↓↓↓

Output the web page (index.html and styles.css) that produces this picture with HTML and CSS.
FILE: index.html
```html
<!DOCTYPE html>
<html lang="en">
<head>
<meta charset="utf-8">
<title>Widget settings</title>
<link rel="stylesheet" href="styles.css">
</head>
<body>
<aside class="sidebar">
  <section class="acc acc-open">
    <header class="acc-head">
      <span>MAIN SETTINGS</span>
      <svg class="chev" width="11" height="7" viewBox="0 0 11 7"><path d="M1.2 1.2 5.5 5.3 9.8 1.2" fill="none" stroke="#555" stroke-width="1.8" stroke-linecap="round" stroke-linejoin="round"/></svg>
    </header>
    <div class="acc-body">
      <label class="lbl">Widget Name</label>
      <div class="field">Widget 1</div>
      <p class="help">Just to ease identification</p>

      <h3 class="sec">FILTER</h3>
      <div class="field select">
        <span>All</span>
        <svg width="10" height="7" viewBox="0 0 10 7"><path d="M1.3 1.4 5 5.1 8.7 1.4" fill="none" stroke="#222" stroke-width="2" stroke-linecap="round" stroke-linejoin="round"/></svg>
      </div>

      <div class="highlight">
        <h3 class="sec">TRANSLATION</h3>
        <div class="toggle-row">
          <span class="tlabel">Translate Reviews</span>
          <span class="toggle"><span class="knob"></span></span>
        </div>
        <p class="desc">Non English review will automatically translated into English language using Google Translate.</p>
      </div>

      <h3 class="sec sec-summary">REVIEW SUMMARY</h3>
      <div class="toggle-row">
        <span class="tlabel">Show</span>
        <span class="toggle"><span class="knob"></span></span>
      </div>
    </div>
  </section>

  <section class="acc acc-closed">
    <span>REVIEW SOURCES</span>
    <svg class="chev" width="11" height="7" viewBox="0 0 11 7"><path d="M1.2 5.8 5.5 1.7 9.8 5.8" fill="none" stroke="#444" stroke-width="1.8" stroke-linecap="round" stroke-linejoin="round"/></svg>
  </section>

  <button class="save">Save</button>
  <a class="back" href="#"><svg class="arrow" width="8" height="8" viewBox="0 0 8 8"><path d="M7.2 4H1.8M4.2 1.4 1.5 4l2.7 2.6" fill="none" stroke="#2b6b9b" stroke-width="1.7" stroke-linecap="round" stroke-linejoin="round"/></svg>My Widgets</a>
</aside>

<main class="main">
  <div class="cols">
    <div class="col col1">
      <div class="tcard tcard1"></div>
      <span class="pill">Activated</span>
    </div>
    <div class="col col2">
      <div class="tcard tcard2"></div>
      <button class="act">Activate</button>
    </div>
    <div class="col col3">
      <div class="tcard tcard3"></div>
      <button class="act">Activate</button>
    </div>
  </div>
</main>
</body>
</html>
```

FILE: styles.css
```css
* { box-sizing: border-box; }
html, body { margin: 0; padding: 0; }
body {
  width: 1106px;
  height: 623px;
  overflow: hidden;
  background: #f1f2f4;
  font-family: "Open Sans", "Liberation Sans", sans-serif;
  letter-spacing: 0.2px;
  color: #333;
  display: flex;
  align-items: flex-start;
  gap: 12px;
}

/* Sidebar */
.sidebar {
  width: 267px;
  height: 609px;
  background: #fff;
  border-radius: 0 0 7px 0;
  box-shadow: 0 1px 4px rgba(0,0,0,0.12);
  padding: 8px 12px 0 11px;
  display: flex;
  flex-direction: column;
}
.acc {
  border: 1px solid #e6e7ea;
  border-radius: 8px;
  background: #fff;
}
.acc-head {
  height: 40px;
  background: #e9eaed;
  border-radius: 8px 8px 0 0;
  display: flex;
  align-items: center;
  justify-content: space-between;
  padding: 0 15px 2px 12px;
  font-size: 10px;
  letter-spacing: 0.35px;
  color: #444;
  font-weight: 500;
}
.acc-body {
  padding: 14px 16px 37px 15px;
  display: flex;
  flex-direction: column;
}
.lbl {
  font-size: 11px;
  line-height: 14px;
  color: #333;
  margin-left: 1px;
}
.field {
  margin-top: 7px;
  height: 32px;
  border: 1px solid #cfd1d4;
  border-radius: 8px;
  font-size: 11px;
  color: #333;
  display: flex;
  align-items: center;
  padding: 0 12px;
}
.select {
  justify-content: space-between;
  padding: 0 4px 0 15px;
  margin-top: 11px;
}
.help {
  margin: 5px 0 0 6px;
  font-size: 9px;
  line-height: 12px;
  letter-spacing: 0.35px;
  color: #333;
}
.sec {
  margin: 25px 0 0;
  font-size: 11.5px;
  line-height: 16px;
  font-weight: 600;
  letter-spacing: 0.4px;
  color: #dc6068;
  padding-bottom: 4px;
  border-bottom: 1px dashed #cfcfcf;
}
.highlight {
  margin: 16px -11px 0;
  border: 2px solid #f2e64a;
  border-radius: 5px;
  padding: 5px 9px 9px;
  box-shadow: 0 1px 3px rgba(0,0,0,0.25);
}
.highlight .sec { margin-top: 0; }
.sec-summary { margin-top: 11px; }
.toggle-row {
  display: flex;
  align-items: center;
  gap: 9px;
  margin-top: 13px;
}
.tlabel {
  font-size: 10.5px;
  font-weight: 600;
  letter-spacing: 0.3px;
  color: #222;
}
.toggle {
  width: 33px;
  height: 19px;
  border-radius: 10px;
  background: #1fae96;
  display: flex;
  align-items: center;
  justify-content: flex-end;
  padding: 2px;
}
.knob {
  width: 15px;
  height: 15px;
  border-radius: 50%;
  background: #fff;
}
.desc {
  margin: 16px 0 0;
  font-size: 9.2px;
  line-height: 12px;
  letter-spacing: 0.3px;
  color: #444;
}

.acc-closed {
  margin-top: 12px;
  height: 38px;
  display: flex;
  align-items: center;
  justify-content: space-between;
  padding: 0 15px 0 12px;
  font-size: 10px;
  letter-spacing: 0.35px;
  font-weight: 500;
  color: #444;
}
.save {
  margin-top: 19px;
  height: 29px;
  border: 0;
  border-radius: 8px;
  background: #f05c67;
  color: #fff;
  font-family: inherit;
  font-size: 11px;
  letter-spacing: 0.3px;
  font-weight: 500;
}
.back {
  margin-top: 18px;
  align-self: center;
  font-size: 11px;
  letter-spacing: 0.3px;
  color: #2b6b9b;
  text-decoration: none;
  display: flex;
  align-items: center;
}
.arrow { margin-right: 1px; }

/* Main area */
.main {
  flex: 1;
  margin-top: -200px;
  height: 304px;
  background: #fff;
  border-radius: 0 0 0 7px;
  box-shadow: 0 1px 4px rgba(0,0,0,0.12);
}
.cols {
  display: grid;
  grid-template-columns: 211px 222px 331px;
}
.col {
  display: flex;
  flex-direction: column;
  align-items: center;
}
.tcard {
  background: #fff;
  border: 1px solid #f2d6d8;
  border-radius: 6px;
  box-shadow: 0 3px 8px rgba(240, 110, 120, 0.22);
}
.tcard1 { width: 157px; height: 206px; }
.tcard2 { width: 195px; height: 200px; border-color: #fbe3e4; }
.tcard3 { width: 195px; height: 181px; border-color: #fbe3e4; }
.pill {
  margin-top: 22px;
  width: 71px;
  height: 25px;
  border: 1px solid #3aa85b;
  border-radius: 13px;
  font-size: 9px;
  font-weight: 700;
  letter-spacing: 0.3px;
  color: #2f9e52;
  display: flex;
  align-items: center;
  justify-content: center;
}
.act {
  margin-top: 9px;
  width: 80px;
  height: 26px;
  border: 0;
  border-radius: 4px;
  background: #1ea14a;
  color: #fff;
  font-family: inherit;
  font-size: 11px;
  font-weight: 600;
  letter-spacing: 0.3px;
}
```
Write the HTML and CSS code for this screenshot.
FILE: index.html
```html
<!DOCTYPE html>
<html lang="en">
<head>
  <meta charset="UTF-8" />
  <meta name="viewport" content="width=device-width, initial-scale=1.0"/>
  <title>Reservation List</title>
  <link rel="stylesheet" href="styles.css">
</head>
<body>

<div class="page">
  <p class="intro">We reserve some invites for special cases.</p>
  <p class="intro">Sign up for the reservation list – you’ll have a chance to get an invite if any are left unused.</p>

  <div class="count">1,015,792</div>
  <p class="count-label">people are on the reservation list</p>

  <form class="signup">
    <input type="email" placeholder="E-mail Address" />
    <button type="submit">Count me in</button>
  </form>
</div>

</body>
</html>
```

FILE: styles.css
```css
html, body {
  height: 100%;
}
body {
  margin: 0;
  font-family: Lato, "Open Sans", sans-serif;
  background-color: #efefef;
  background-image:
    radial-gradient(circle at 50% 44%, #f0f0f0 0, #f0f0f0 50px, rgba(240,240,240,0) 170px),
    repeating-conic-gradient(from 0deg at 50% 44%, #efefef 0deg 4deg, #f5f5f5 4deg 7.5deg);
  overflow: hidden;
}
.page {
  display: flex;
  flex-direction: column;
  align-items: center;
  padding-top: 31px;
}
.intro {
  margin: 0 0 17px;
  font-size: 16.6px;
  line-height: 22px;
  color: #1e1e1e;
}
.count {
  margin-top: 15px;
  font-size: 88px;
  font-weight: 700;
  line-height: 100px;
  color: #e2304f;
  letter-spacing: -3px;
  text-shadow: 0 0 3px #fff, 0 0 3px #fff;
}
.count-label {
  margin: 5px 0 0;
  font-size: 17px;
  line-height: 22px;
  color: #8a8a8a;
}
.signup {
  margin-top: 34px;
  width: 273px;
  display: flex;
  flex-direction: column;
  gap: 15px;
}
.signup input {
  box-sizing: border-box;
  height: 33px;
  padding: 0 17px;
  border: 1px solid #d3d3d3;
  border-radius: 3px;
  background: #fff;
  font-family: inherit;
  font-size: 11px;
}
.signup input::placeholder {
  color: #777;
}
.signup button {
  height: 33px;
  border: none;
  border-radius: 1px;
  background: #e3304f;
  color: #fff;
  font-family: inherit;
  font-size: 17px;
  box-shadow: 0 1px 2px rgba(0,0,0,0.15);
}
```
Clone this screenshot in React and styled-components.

↑↑↑

Prompt:
Identify and copy lines that hold the string "screenshot".

Correct result:
Write the HTML and CSS code for this screenshot.
Clone this screenshot in React and styled-components.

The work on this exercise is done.